I also worked on the City’s COVID-19 City Workforce & Operations Task Force. We asked questions like how do we deliver critical services to our residents while ensuring the safety of our employees and the residents that we’re serving?

And, more recently, I have played a part in examining how the City responds to mental health crises. The Mayor’s Office is working with the Boston Police Department, Health and Human Services Cabinet, Emergency Medical Services, Boston Medical Center, and community stakeholders to determine what we can do ensure that those in need receive the safest, and best response possible. I have been really compelled by this work to bring together many agencies in the City to figure out how to improve responses for those experiencing mental health crises. It’s been tremendous to reimagine what public safety and justice and healing look like with this group. And it’s been a great experience to be part of a room where you’re bringing together stakeholders who all want to see us do better, and sometimes just having closer coordination and closer collaboration and an open line of communication can make that happen.

Gazette: When did you first become interested, and passionate about these issues?

Swartz: I’m from Los Angeles. I moved to Boston for college. Boston is the city that has shaped me in so many ways because it’s where I learned about studying social determinants of health. At Harvard I took a class by Professor David Cutler, called “The Business and Politics of Health,” and that’s where I got exposed to this whole field of studying things beyond biology that affect people’s health and to studying health equity.

I think that equity requires us to be intentional about looking at how in the past and in the present our systems disproportionately disenfranchise Black and Brown members of our community and requires us to be really intentional about improving access to resources and care and opportunity for those facing the greatest barriers.

Moving to Boston is also what exposed me to the opioid epidemic, which has been the single issue that has compelled me the most for the last six years. I have been able to witness firsthand how devastating this crisis is. There are families who are losing their loved ones because they didn’t have access to the care that they needed. I’m compelled by how stigmatized it is, and how we make it hard for people to access care, and how hard it is for families to grieve and to share what’s happened to them. The opioid epidemic exemplified what I was learning in the classroom about social determinants of health — that we might have great biomedical technology in the form of medications for opioid use disorder and yet we aren’t getting them to people. We’re not making it easy to access this life-saving treatment. The more that I have studied this issue and worked directly with people navigating both homelessness and addiction, the more I have become completely engrossed in wanting to work on these issues and passionate about how we improve care and resources for people who are facing these difficult challenges.

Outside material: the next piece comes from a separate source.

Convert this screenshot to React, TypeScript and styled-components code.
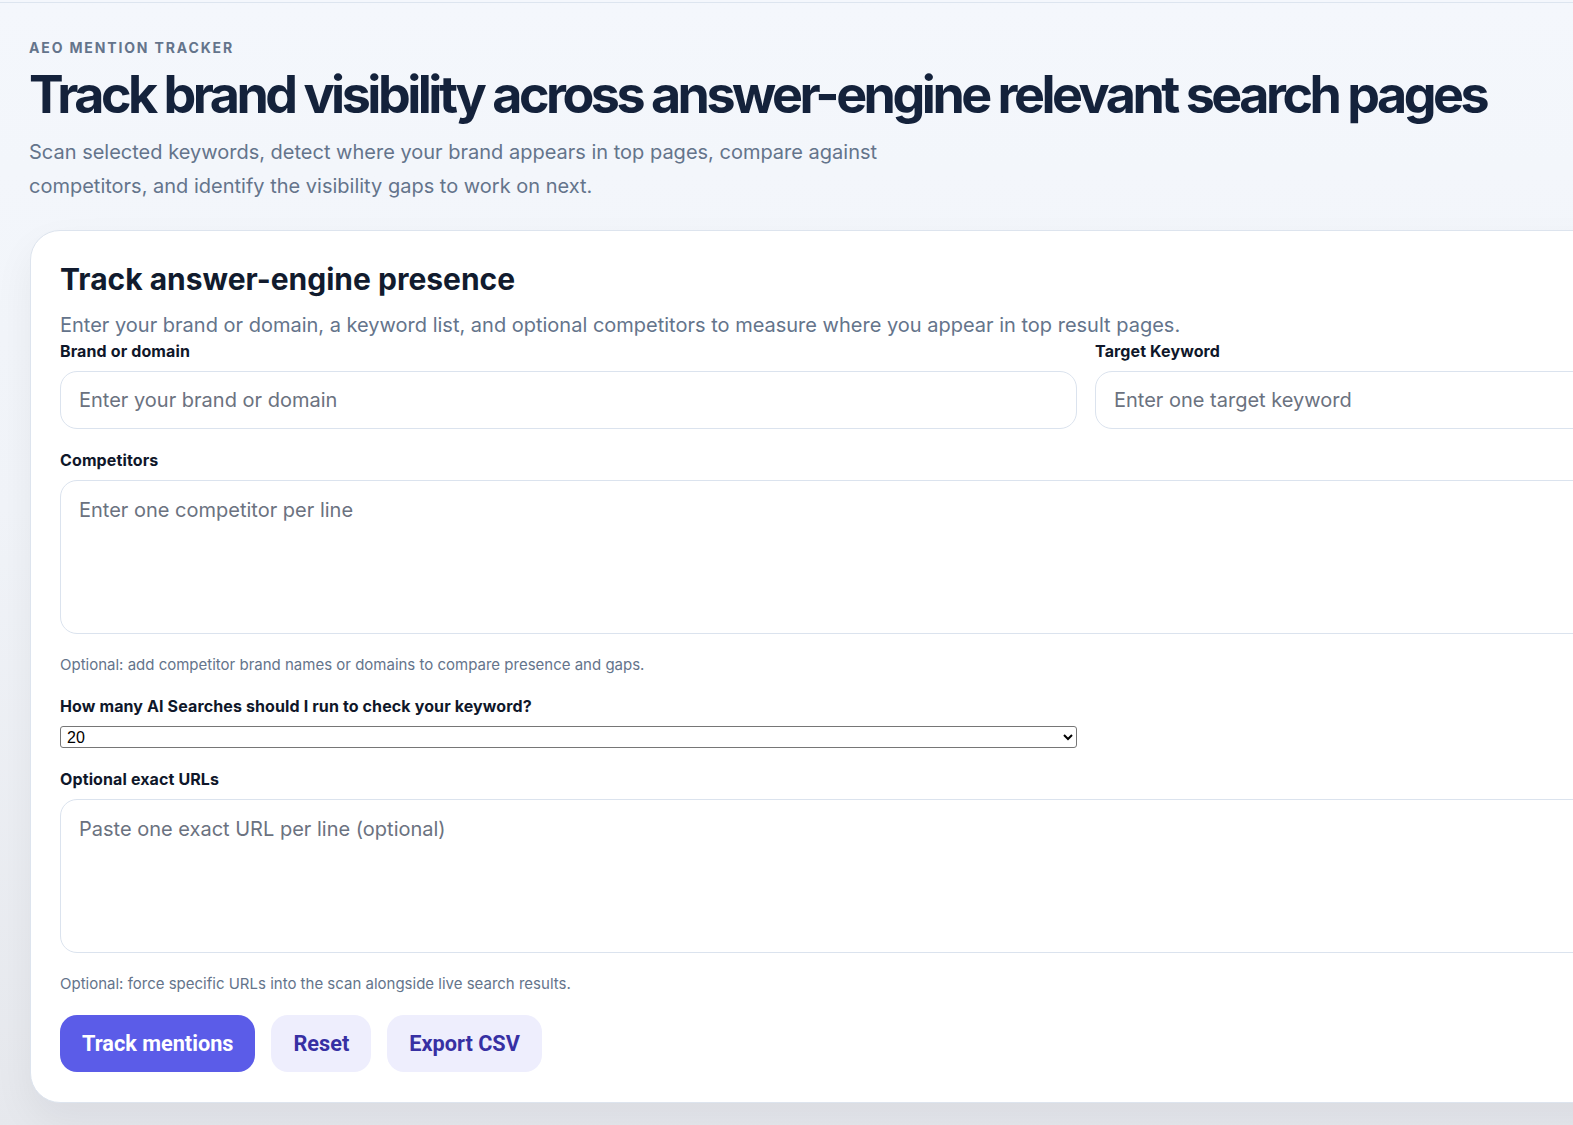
import React from "react";
import styled, { createGlobalStyle } from "styled-components";

const GlobalStyle = createGlobalStyle`
  html, body {
    margin: 0;
    padding: 0;
    overflow: hidden;
  }
  body {
    font-family: Inter, "Noto Sans", sans-serif;
    background: #eef1f6;
  }
  * { box-sizing: border-box; }
`;

const Page = styled.div`
  min-height: 1125px;
  width: 100%;
  overflow: hidden;
  padding-top: 2px;
  background: linear-gradient(180deg, #f4f7fc 0%, #f1f4f9 45%, #e6e8ed 100%);
`;

const Shell = styled.div`
  border-top: 1px solid #dde5ef;
  padding: 36px 0 27px 29px;
`;

const Header = styled.header`
  display: flex;
  flex-direction: column;
`;

const Eyebrow = styled.div`
  font-size: 14px;
  line-height: 18px;
  font-weight: 700;
  letter-spacing: 1.85px;
  color: #64748b;
  text-transform: uppercase;
`;

const Title = styled.h1`
  margin: 7px 0 0;
  font-size: 52px;
  line-height: 62px;
  font-weight: 700;
  letter-spacing: -3.5px;
  color: #14223b;
  white-space: nowrap;
`;

const Lead = styled.p`
  margin: 9px 0 0;
  max-width: 880px;
  font-size: 20px;
  line-height: 34px;
  color: #64748b;
`;

const Card = styled.section`
  margin-top: 27px;
  margin-left: 1px;
  width: 2112px;
  background: #ffffff;
  border: 1px solid #dde4ee;
  border-radius: 30px;
  padding: 29px 29px 30px 29px;
  box-shadow: 0 18px 40px rgba(15, 23, 42, 0.06);
  display: flex;
  flex-direction: column;
`;

const CardTitle = styled.h2`
  margin: 0;
  font-size: 30px;
  line-height: 38px;
  font-weight: 700;
  color: #111b2e;
`;

const CardText = styled.p`
  margin: 13px 0 0;
  font-size: 20px;
  line-height: 28px;
  color: #64748b;
`;

const Grid = styled.div`
  display: grid;
  grid-template-columns: 1fr 1fr;
  column-gap: 18px;
  margin-top: 2px;
`;

const Field = styled.div<{ $top?: number }>`
  display: flex;
  flex-direction: column;
  margin-top: ${(p) => p.$top ?? 0}px;
`;

const Label = styled.label`
  font-size: 16px;
  line-height: 20px;
  font-weight: 700;
  letter-spacing: 0.12px;
  color: #0f172a;
  margin-bottom: 10px;
`;

const TextInput = styled.input`
  height: 58px;
  width: 100%;
  border: 1px solid #dbe3ee;
  border-radius: 17px;
  padding: 0 18px;
  font-family: Inter, sans-serif;
  font-size: 20px;
  color: #0f172a;
  background: #ffffff;
  outline: none;
  &::placeholder { color: #6b7280; }
`;

const TextArea = styled.textarea`
  display: block;
  height: 154px;
  width: 100%;
  border: 1px solid #dbe3ee;
  border-radius: 17px;
  padding: 15px 18px;
  font-family: Inter, sans-serif;
  font-size: 20px;
  line-height: 28px;
  color: #0f172a;
  resize: none;
  outline: none;
  background: #ffffff;
  &::placeholder { color: #6b7280; }
`;

const Help = styled.div`
  margin-top: 21px;
  font-size: 15px;
  line-height: 20px;
  color: #64748b;
`;

const Select = styled.select`
  width: 1017px;
  height: 22px;
  font-family: "Liberation Sans", Arial, sans-serif;
  font-size: 16px;
  color: #000;
  border: 1px solid #767676;
  border-radius: 3px;
  background: #fff;
  padding: 0 2px;
`;

const Actions = styled.div`
  display: flex;
  gap: 16px;
  margin-top: 21px;
`;

const Button = styled.button<{ $primary?: boolean }>`
  height: 57px;
  padding: 0 22px;
  border: none;
  border-radius: 17px;
  font-family: Roboto, Inter, sans-serif;
  font-size: 21.7px;
  font-weight: 700;
  background: ${(p) => (p.$primary ? "#5b5ce8" : "#eeeefd")};
  color: ${(p) => (p.$primary ? "#ffffff" : "#3730a3")};
  cursor: pointer;
`;

export default function App() {
  return (
    <>
      <GlobalStyle />
      <Page>
        <Shell>
          <Header>
            <Eyebrow>AEO Mention Tracker</Eyebrow>
            <Title>Track brand visibility across answer-engine relevant search pages</Title>
            <Lead>
              Scan selected keywords, detect where your brand appears in top pages, compare against
              competitors, and identify the visibility gaps to work on next.
            </Lead>
          </Header>
          <Card>
            <CardTitle>Track answer-engine presence</CardTitle>
            <CardText>
              Enter your brand or domain, a keyword list, and optional competitors to measure where you appear in top result pages.
            </CardText>
            <Grid>
              <Field>
                <Label>Brand or domain</Label>
                <TextInput placeholder="Enter your brand or domain" />
              </Field>
              <Field>
                <Label>Target Keyword</Label>
                <TextInput placeholder="Enter one target keyword" />
              </Field>
            </Grid>
            <Field $top={21}>
              <Label>Competitors</Label>
              <TextArea placeholder="Enter one competitor per line" />
            </Field>
            <Help>Optional: add competitor brand names or domains to compare presence and gaps.</Help>
            <Field $top={21}>
              <Label>How many AI Searches should I run to check your keyword?</Label>
              <Select defaultValue="20">
                <option value="5">5</option>
                <option value="10">10</option>
                <option value="20">20</option>
                <option value="50">50</option>
              </Select>
            </Field>
            <Field $top={21}>
              <Label>Optional exact URLs</Label>
              <TextArea placeholder="Paste one exact URL per line (optional)" />
            </Field>
            <Help>Optional: force specific URLs into the scan alongside live search results.</Help>
            <Actions>
              <Button $primary>Track mentions</Button>
              <Button>Reset</Button>
              <Button>Export CSV</Button>
            </Actions>
          </Card>
        </Shell>
      </Page>
    </>
  );
}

During my time at Harvard, I was able to work directly with people experiencing these issues as a director at the student-run Harvard Square Homeless Shelter. I also did my thesis research at the Engagement Center in Boston. It’s been an amazing experience to go from meeting and interviewing folks at the Engagement Center to working now at the City level with the people who are operating it — those who are making the decisions about how we serve the people using the space.

Gazette: As the fellowship begins to wrap up in August, what comes next for you?

Swartz: I plan on applying to medical school.  I want to be a physician working with people who have addiction. Whether that means being a psychiatrist, or if that means being a primary care doctor who puts an emphasis on providing care for patients with substance use disorders, I’m not sure yet, but I do know I’d love to do something along those lines. There is no doubt that this Fellowship confirmed for me that I want to be someone who cares for patients directly and works at a local level on improving the continuum of care available to those patients.